**Data:**
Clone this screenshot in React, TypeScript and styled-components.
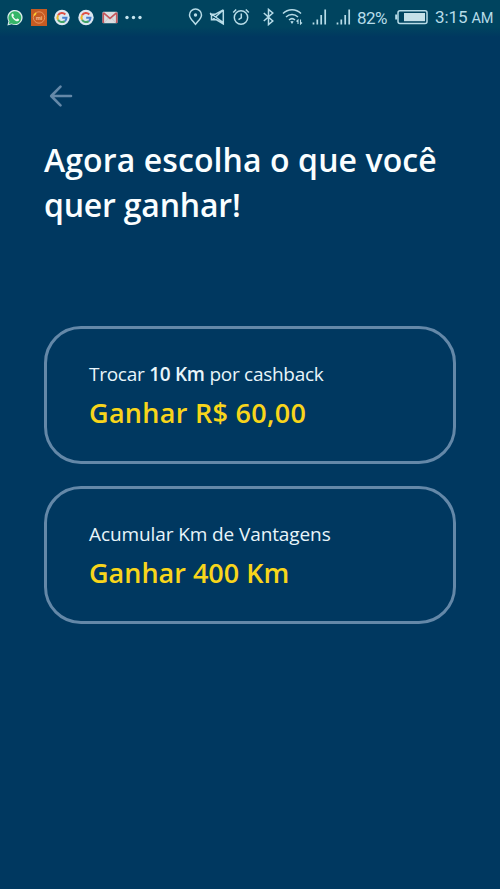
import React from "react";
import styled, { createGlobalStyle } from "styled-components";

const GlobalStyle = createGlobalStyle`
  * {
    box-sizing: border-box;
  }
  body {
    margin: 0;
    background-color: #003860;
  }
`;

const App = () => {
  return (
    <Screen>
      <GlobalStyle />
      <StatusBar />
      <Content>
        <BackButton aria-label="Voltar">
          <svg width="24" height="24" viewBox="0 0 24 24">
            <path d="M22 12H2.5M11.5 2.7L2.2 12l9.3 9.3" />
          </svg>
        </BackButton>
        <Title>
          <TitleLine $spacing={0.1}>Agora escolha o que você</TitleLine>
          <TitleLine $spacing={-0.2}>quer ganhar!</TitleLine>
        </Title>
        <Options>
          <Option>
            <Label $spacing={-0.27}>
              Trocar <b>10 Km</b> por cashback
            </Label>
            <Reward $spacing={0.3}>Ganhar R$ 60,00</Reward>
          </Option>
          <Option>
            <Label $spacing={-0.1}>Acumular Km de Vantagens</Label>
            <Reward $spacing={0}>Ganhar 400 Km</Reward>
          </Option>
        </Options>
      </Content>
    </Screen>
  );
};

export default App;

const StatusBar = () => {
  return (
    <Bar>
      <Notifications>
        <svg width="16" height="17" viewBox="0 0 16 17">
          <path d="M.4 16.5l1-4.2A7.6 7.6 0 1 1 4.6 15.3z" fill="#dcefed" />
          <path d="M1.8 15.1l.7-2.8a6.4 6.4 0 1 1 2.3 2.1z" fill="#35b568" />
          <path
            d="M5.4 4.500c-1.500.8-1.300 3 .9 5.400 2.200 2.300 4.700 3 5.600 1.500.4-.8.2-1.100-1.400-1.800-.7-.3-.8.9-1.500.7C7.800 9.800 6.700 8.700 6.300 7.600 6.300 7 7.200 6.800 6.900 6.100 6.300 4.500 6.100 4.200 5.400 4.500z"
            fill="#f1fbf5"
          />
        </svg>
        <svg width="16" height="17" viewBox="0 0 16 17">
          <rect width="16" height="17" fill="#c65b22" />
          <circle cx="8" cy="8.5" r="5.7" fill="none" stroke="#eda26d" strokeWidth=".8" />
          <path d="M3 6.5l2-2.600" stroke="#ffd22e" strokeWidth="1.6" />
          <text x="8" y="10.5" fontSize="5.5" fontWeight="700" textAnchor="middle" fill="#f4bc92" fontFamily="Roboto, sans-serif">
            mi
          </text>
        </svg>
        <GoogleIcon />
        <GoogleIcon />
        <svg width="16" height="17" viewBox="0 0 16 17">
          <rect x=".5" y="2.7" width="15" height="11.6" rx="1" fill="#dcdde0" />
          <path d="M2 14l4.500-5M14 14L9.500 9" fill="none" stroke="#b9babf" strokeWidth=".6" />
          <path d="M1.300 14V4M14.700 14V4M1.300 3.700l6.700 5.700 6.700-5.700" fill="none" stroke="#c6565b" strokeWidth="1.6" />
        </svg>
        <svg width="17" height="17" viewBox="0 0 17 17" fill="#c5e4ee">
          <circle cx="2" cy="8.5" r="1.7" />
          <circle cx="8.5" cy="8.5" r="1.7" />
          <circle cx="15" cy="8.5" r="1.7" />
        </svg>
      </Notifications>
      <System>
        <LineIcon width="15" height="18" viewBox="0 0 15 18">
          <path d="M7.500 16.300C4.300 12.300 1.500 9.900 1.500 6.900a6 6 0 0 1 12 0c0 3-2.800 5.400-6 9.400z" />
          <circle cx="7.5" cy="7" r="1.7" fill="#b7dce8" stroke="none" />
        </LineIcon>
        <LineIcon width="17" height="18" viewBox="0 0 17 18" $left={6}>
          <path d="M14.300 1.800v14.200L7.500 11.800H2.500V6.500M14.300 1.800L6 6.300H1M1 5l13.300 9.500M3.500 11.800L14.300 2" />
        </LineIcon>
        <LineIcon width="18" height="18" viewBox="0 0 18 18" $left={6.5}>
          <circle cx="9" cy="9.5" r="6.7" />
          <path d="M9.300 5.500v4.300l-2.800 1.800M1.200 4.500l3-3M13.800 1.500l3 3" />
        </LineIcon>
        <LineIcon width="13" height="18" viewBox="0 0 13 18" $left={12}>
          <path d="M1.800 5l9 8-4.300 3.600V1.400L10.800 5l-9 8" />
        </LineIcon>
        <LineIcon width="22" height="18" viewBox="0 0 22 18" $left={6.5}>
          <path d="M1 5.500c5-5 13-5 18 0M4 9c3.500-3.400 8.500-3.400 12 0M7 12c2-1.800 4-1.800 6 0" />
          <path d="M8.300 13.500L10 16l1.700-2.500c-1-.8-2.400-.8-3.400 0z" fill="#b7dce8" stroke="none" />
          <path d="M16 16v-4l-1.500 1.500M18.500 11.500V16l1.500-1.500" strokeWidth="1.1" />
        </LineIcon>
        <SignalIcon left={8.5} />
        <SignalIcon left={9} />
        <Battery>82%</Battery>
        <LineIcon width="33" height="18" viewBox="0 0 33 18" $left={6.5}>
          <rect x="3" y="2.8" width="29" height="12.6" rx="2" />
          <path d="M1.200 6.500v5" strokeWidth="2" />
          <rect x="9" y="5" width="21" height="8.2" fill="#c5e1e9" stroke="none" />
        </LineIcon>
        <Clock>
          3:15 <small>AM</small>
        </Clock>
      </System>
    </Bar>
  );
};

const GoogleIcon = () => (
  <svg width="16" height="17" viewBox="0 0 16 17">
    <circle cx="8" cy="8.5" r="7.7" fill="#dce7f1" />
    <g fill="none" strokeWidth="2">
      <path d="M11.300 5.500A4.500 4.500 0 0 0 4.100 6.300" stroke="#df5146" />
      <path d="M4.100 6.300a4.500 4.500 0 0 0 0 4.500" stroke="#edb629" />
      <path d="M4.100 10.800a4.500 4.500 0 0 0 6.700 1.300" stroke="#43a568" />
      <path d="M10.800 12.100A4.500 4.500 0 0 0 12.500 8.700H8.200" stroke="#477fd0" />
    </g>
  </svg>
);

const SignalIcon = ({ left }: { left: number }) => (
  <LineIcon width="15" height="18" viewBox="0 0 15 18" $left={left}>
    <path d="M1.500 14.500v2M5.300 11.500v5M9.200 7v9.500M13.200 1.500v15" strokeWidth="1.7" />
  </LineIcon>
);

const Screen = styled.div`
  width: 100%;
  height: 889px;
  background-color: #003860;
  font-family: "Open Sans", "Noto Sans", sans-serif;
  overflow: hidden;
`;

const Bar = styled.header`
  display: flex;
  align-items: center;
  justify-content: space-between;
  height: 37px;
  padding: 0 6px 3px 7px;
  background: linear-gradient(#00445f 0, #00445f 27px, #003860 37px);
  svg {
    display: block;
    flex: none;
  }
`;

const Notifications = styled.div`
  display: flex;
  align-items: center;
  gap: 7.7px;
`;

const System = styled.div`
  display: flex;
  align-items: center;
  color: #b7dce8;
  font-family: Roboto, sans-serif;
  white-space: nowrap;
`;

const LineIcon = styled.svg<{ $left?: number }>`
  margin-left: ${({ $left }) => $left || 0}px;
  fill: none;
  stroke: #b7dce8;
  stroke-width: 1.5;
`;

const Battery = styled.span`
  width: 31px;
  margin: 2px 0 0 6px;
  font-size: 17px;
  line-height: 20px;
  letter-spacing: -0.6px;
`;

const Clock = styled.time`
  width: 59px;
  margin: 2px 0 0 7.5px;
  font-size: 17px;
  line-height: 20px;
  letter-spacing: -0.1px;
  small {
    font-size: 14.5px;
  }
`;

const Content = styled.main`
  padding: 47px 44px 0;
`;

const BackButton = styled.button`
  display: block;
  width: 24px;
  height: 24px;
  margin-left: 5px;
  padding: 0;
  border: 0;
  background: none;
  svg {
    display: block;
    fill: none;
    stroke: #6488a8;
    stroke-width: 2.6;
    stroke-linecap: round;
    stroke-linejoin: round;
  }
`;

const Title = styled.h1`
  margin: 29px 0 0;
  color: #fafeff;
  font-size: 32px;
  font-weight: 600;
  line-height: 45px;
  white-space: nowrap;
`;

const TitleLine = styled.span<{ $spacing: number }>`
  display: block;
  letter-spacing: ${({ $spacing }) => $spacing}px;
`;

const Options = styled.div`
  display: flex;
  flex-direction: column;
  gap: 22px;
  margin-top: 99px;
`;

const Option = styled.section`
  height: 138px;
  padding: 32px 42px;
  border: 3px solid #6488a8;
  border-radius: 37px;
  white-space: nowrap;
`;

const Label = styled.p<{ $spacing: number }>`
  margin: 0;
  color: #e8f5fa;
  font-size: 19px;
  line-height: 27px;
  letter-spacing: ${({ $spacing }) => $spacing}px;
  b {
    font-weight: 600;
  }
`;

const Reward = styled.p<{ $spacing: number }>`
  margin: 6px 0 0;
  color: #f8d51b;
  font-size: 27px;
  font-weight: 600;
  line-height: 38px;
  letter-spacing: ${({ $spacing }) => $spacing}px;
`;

**Task details:**
Return each line of the listing that holds the string "React".

**Answer in full:**
Clone this screenshot in React, TypeScript and styled-components.
import React from "react";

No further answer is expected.